LED Light Bulbs: Get Some!

A week ago I attended a talk by Dr. Neil Degrasse Tyson at the University of Indianapolis. He discussed current events in science generally, and astrophysics specifically. He was very entertaining, and I enjoyed the lecture immensely. He only mentioned evolution during the Q&A time at the end when someone asked a related question.

But one thing he said stuck with me. He was talking about how the United States is lagging behind other countries in science innovation. As an example he mentioned the three men who won the 2014 Nobel prize for Physics: Isamu Akasaki, Hiroshi Amano and Shuji Nakamura. Notice anything about those names? Dr Tyson’s point was that they are Japanese, and the Japanese (and Koreans) are outpacing us in science innovation by leaps and bounds.

But that’s not why I am writing this blog post. My post has to do with the REASON they won the Nobel Prize, specifically, “”for the invention of efficient blue light-emitting diodes which has enabled bright and energy-saving white light sources”.”

You see, when they came out with these Compact Fluorescent monstrosities, I was alarmed, because they said, “To improve the environment, you need to stop using those light bulbs made from glass and carbon, and start using glass and poisonous mercury. For the environment.” I didn’t want the things in my house. “But they’re more efficient” they said. “They’ll last longer” they said. Phooey on you, I said. I don’t want to have to call the EPA every time I break a light bulb.

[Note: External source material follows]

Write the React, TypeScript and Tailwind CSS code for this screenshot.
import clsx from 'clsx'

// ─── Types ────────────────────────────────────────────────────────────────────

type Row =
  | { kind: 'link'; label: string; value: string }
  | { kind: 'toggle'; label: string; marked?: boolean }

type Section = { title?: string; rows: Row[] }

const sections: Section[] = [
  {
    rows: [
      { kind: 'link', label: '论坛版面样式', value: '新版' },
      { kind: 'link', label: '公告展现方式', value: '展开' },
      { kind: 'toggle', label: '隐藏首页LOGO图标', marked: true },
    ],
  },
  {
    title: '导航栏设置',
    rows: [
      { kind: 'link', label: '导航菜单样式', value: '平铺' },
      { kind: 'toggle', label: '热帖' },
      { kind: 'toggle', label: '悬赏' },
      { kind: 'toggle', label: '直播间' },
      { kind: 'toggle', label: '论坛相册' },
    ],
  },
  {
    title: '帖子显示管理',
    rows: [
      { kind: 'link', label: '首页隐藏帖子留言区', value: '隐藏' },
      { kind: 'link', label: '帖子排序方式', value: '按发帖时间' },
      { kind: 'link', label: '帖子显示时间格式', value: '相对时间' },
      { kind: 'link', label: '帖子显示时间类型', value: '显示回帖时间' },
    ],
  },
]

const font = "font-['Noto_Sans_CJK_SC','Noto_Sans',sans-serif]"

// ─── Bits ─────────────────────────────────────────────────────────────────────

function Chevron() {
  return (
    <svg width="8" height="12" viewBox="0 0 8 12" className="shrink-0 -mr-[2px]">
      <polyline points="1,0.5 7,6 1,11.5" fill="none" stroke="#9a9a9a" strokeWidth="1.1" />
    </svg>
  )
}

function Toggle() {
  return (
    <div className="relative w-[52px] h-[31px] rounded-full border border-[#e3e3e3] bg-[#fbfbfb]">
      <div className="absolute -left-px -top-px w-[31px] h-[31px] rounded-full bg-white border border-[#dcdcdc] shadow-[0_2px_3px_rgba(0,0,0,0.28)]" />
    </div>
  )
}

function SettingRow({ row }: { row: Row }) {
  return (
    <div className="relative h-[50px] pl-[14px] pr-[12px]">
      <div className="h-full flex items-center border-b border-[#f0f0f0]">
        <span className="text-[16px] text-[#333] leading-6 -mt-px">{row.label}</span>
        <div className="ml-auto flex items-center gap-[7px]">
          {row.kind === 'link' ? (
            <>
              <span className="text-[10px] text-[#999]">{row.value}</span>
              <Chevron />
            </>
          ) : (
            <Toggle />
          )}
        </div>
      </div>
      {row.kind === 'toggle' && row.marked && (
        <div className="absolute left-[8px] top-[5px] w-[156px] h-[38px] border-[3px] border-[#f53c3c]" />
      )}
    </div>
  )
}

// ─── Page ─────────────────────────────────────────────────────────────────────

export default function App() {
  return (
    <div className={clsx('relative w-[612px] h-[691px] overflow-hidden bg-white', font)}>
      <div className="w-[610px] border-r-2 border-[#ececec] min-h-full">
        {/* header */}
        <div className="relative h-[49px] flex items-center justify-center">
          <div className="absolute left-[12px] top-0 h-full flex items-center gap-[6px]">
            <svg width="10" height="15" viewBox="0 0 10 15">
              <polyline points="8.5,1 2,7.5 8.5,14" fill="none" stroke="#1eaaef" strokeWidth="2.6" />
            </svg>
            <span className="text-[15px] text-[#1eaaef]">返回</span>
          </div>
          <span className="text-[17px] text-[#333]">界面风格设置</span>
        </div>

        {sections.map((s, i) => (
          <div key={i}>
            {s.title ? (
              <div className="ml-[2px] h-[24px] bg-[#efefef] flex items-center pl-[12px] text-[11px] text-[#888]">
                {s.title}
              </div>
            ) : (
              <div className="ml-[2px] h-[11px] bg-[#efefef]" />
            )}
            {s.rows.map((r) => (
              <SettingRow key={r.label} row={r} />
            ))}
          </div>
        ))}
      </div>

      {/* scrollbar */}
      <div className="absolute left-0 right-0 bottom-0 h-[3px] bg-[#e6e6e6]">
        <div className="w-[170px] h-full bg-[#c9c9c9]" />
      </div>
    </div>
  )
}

But here is the answer to that problem: LED light bulbs. They use a fraction of the energy, save money over time, and are better for the environment. Dr. Tyson asked us all, “Does anyone here not have LED lights in their home, raise your hand. You’d better not raise your hand. Get your butt out there and get some! These are highly efficient sources of light, they give off hardly any heat, and they discovered it.” Evidently the invention of blue LED allowed scientists to develop white light LED light bulbs.

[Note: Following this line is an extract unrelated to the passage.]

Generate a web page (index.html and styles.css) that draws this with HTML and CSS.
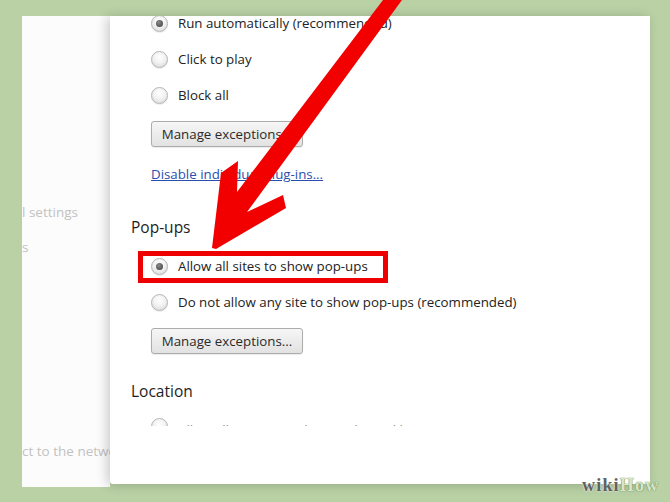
FILE: index.html
```html
<!DOCTYPE html>
<html lang="en">
<head>
<meta charset="utf-8">
<title>Content settings</title>
<link rel="stylesheet" href="styles.css">
</head>
<body>
<div class="page">
  <div class="frame">
    <div class="side">
      <div class="side-text first">l settings</div>
      <div class="side-text second">s</div>
      <div class="side-text third">ct to the network</div>
    </div>
    <div class="dialog">
      <div class="viewport">
        <div class="content">
          <div class="opt"><span class="radio checked"></span><span class="label">Run automatically (recommended)</span></div>
          <div class="opt"><span class="radio"></span><span class="label">Click to play</span></div>
          <div class="opt"><span class="radio"></span><span class="label">Block all</span></div>
          <button class="btn btn-first">Manage exceptions...</button>
          <a class="link" href="#">Disable individual plug-ins...</a>
          <h2 class="heading heading-popups">Pop-ups</h2>
          <div class="opt highlight"><span class="radio checked"></span><span class="label">Allow all sites to show pop-ups</span></div>
          <div class="opt"><span class="radio"></span><span class="label">Do not allow any site to show pop-ups (recommended)</span></div>
          <button class="btn">Manage exceptions...</button>
          <h2 class="heading heading-location">Location</h2>
          <div class="opt partial"><span class="radio"></span><span class="label">Allow all sites to track your physical location</span></div>
        </div>
      </div>
    </div>
  </div>
  <svg class="arrow" width="670" height="502" viewBox="0 0 670 502" aria-hidden="true">
    <polygon fill="#f20000" points="212,248 221,173 238,161 237,192 383,0 402,0 247,212 283,195 286,208 216,249"/>
  </svg>
  <div class="logo"><span class="wiki">wiki</span><span class="how">How</span></div>
</div>
</body>
</html>
```

FILE: styles.css
```css
html, body {
  margin: 0;
  padding: 0;
}
body {
  background: #b9d1a5;
  width: 670px;
  height: 502px;
  overflow: hidden;
  font-family: "Open Sans", "Noto Sans", sans-serif;
}
.page {
  position: relative;
  width: 670px;
  height: 502px;
  padding: 16px 20px 0 22px;
  box-sizing: border-box;
}
.frame {
  display: flex;
  align-items: flex-start;
  width: 628px;
}
.side {
  width: 88px;
  height: 471px;
  background: #fcfcfc;
  overflow: hidden;
  display: flex;
  flex-direction: column;
  flex-shrink: 0;
}
.side-text {
  font-size: 13.5px;
  line-height: 20px;
  color: #c2c2c2;
  white-space: nowrap;
}
.side-text.first { margin-top: 186px; }
.side-text.second { margin-top: 15px; }
.side-text.third { margin-top: 184px; }
.dialog {
  flex: 1;
  height: 468px;
  background: #ffffff;
  position: relative;
  z-index: 1;
  box-shadow: -3px 1px 12px rgba(0, 0, 0, 0.2);
  border-radius: 0 0 0 3px;
}
.viewport {
  height: 410px;
  overflow: hidden;
  padding-left: 21px;
}
.content {
  margin-top: -11px;
  display: flex;
  flex-direction: column;
  align-items: flex-start;
  color: #222222;
  font-size: 13.3px;
}
.opt {
  position: relative;
  display: flex;
  align-items: center;
  height: 36px;
  padding-left: 20px;
  gap: 10px;
  white-space: nowrap;
}
.radio {
  width: 15px;
  height: 15px;
  border-radius: 50%;
  border: 1px solid #b4b4b4;
  background: radial-gradient(circle at 50% 35%, #ffffff 0%, #f2f2f2 45%, #d4d4d4 100%);
  box-shadow: 0 1px 1px rgba(0, 0, 0, 0.08);
  position: relative;
  flex-shrink: 0;
}
.radio.checked::after {
  content: "";
  position: absolute;
  left: 4px;
  top: 4px;
  width: 7px;
  height: 7px;
  border-radius: 50%;
  background: radial-gradient(circle at 40% 35%, #8a8a8a 0%, #4a4a4a 80%);
}
.label {
  line-height: 20px;
}
.opt.partial .label {
  padding-top: 8px;
  color: #8a8a8a;
}
.btn {
  margin: 8px 0 0 20px;
  width: 152px;
  height: 26px;
  padding: 0;
  border: 1px solid #acacac;
  border-radius: 3px;
  background: linear-gradient(#f6f6f6, #e2e2e2);
  box-shadow: 0 1px 1px rgba(0, 0, 0, 0.08);
  font-family: "Open Sans", "Noto Sans", sans-serif;
  font-size: 13.3px;
  color: #2a2a2a;
}
.link {
  margin: 17px 0 0 20px;
  line-height: 20px;
  color: #2a4fae;
  text-decoration: underline;
  font-size: 13.3px;
}
.heading {
  margin: 0;
  font-weight: normal;
  font-size: 15.5px;
  line-height: 22px;
  color: #1e1e1e;
}
.heading-popups { margin-top: 32px; }
.opt.highlight { margin-top: 10px; }
.heading-location { margin-top: 26px; }
.opt.partial { margin-top: 6px; }
.opt.highlight::after {
  content: "";
  position: absolute;
  left: 7px;
  top: 3px;
  width: 250px;
  height: 32px;
  border: 5px solid #ee0000;
  box-sizing: border-box;
}
.arrow {
  position: absolute;
  left: 0;
  top: 0;
  z-index: 5;
  pointer-events: none;
}
.logo {
  position: absolute;
  left: 582px;
  top: 475px;
  z-index: 6;
  font-family: "Liberation Serif", "DejaVu Serif", serif;
  font-weight: bold;
  font-size: 18px;
  letter-spacing: 1.2px;
  line-height: 20px;
}
.wiki {
  color: #606060;
  text-shadow: 0 0 2px #eef3ea, 0 0 1px #ffffff;
}
.how {
  color: #d6e6c9;
  text-shadow: 0 0 1px #6c8a58, 0 0 1px #6c8a58;
}
```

I had never heard of LED bulbs. After I got home I did some quick research, and found out that, while an LED light bulb is way more expensive than an incandescent bulb, it is also way more efficient and way longer lasting. The average incandescent bulb lasts about 1200 hours and will cost you $328 per year to keep lit. The average LED bulb will last about 50,000 hours (41 times longer) and cost you $32 per year to keep lit.

Today we bought our first LED bulbs. The bulbs do cost more. We paid about $6 for one bulb to put in our front yard (our HOA demands that each house have a security light post with a light bulb and a light sensor so it stays on all night). That light is on 10-12 hours every. Single. Night. And now my electric bill is going to go down. As we replace more bulbs, the bill will go down even more. As the following chart shows, these bulbs are more efficient, more durable, and better than the incandescent bulbs.

LED Bulb chart

One correction: this LED bulb now costs $6, not $36, so it’s even better!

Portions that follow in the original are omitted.